| EXERCISE REQUIREMENTS |
Omit all images, then return the remaining material exactly as it stands.

| SUPPLIED INFORMATION |
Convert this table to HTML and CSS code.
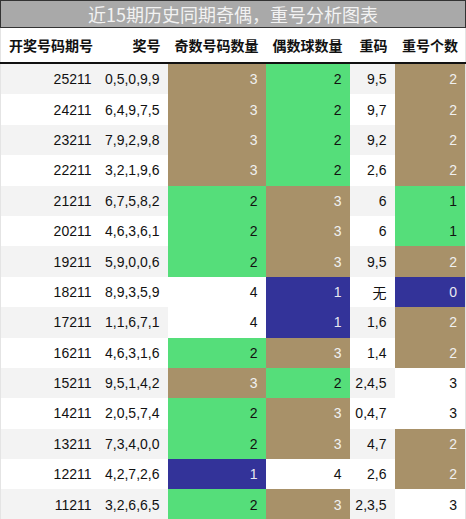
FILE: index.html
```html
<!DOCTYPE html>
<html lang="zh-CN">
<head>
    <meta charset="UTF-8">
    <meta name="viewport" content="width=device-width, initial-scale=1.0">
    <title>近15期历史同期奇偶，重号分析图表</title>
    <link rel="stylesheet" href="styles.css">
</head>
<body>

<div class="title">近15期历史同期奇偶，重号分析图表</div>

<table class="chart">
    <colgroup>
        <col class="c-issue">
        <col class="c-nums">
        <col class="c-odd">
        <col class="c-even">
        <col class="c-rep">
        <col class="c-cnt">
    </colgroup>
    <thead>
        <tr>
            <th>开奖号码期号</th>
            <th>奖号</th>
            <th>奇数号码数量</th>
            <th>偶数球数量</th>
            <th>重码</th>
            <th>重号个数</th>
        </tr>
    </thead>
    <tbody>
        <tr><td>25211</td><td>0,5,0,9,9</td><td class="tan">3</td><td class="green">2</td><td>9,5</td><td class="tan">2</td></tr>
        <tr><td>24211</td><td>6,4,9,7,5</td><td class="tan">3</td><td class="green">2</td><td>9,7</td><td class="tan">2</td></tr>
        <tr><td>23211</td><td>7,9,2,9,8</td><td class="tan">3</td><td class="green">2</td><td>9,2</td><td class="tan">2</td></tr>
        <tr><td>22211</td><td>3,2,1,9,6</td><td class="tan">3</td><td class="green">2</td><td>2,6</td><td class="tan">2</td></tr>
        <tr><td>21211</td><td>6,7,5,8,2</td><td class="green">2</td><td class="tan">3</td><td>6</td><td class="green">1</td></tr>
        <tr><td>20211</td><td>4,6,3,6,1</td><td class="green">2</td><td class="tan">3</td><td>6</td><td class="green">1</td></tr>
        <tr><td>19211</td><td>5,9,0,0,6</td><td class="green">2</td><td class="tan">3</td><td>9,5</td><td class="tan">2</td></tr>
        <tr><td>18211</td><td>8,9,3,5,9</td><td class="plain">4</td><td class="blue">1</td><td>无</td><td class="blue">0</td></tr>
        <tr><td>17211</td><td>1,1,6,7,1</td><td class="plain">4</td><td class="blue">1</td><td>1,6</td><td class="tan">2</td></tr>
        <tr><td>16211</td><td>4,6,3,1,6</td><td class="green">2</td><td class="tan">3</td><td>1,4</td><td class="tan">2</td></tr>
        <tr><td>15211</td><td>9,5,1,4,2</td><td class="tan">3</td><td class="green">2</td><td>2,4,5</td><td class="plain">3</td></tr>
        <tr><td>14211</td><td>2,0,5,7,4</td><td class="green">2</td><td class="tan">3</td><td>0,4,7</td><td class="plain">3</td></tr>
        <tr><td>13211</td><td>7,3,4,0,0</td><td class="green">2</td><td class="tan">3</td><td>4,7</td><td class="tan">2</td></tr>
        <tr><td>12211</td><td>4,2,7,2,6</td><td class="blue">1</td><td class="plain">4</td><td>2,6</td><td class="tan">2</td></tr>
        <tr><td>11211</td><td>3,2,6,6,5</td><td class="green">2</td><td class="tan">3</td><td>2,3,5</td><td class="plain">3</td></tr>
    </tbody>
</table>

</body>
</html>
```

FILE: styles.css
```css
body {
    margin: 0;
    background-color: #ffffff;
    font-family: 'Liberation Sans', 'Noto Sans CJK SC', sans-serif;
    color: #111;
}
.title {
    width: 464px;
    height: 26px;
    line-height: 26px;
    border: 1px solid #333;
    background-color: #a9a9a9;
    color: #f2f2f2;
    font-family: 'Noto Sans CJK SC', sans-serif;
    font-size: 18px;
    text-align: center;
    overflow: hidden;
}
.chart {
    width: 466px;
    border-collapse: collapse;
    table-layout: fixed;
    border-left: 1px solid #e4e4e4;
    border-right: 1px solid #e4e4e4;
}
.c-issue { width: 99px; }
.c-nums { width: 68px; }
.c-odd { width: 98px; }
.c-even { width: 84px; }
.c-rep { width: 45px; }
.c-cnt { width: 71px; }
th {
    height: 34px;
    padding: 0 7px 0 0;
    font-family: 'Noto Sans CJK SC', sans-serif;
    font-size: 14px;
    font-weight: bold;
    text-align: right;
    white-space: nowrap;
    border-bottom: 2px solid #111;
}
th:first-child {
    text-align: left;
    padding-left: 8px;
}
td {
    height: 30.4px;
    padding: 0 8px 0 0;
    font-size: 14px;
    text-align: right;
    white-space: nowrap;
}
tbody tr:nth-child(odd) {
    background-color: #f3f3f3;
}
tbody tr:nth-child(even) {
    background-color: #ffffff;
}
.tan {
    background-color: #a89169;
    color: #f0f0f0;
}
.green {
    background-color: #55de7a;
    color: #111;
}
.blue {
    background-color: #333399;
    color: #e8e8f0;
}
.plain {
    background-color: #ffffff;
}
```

| TASK ANSWER |
Convert this table to HTML and CSS code.
FILE: index.html
```html
<!DOCTYPE html>
<html lang="zh-CN">
<head>
    <meta charset="UTF-8">
    <meta name="viewport" content="width=device-width, initial-scale=1.0">
    <title>近15期历史同期奇偶，重号分析图表</title>
    <link rel="stylesheet" href="styles.css">
</head>
<body>

<div class="title">近15期历史同期奇偶，重号分析图表</div>

<table class="chart">
    <colgroup>
        <col class="c-issue">
        <col class="c-nums">
        <col class="c-odd">
        <col class="c-even">
        <col class="c-rep">
        <col class="c-cnt">
    </colgroup>
    <thead>
        <tr>
            <th>开奖号码期号</th>
            <th>奖号</th>
            <th>奇数号码数量</th>
            <th>偶数球数量</th>
            <th>重码</th>
            <th>重号个数</th>
        </tr>
    </thead>
    <tbody>
        <tr><td>25211</td><td>0,5,0,9,9</td><td class="tan">3</td><td class="green">2</td><td>9,5</td><td class="tan">2</td></tr>
        <tr><td>24211</td><td>6,4,9,7,5</td><td class="tan">3</td><td class="green">2</td><td>9,7</td><td class="tan">2</td></tr>
        <tr><td>23211</td><td>7,9,2,9,8</td><td class="tan">3</td><td class="green">2</td><td>9,2</td><td class="tan">2</td></tr>
        <tr><td>22211</td><td>3,2,1,9,6</td><td class="tan">3</td><td class="green">2</td><td>2,6</td><td class="tan">2</td></tr>
        <tr><td>21211</td><td>6,7,5,8,2</td><td class="green">2</td><td class="tan">3</td><td>6</td><td class="green">1</td></tr>
        <tr><td>20211</td><td>4,6,3,6,1</td><td class="green">2</td><td class="tan">3</td><td>6</td><td class="green">1</td></tr>
        <tr><td>19211</td><td>5,9,0,0,6</td><td class="green">2</td><td class="tan">3</td><td>9,5</td><td class="tan">2</td></tr>
        <tr><td>18211</td><td>8,9,3,5,9</td><td class="plain">4</td><td class="blue">1</td><td>无</td><td class="blue">0</td></tr>
        <tr><td>17211</td><td>1,1,6,7,1</td><td class="plain">4</td><td class="blue">1</td><td>1,6</td><td class="tan">2</td></tr>
        <tr><td>16211</td><td>4,6,3,1,6</td><td class="green">2</td><td class="tan">3</td><td>1,4</td><td class="tan">2</td></tr>
        <tr><td>15211</td><td>9,5,1,4,2</td><td class="tan">3</td><td class="green">2</td><td>2,4,5</td><td class="plain">3</td></tr>
        <tr><td>14211</td><td>2,0,5,7,4</td><td class="green">2</td><td class="tan">3</td><td>0,4,7</td><td class="plain">3</td></tr>
        <tr><td>13211</td><td>7,3,4,0,0</td><td class="green">2</td><td class="tan">3</td><td>4,7</td><td class="tan">2</td></tr>
        <tr><td>12211</td><td>4,2,7,2,6</td><td class="blue">1</td><td class="plain">4</td><td>2,6</td><td class="tan">2</td></tr>
        <tr><td>11211</td><td>3,2,6,6,5</td><td class="green">2</td><td class="tan">3</td><td>2,3,5</td><td class="plain">3</td></tr>
    </tbody>
</table>

</body>
</html>
```

FILE: styles.css
```css
body {
    margin: 0;
    background-color: #ffffff;
    font-family: 'Liberation Sans', 'Noto Sans CJK SC', sans-serif;
    color: #111;
}
.title {
    width: 464px;
    height: 26px;
    line-height: 26px;
    border: 1px solid #333;
    background-color: #a9a9a9;
    color: #f2f2f2;
    font-family: 'Noto Sans CJK SC', sans-serif;
    font-size: 18px;
    text-align: center;
    overflow: hidden;
}
.chart {
    width: 466px;
    border-collapse: collapse;
    table-layout: fixed;
    border-left: 1px solid #e4e4e4;
    border-right: 1px solid #e4e4e4;
}
.c-issue { width: 99px; }
.c-nums { width: 68px; }
.c-odd { width: 98px; }
.c-even { width: 84px; }
.c-rep { width: 45px; }
.c-cnt { width: 71px; }
th {
    height: 34px;
    padding: 0 7px 0 0;
    font-family: 'Noto Sans CJK SC', sans-serif;
    font-size: 14px;
    font-weight: bold;
    text-align: right;
    white-space: nowrap;
    border-bottom: 2px solid #111;
}
th:first-child {
    text-align: left;
    padding-left: 8px;
}
td {
    height: 30.4px;
    padding: 0 8px 0 0;
    font-size: 14px;
    text-align: right;
    white-space: nowrap;
}
tbody tr:nth-child(odd) {
    background-color: #f3f3f3;
}
tbody tr:nth-child(even) {
    background-color: #ffffff;
}
.tan {
    background-color: #a89169;
    color: #f0f0f0;
}
.green {
    background-color: #55de7a;
    color: #111;
}
.blue {
    background-color: #333399;
    color: #e8e8f0;
}
.plain {
    background-color: #ffffff;
}
```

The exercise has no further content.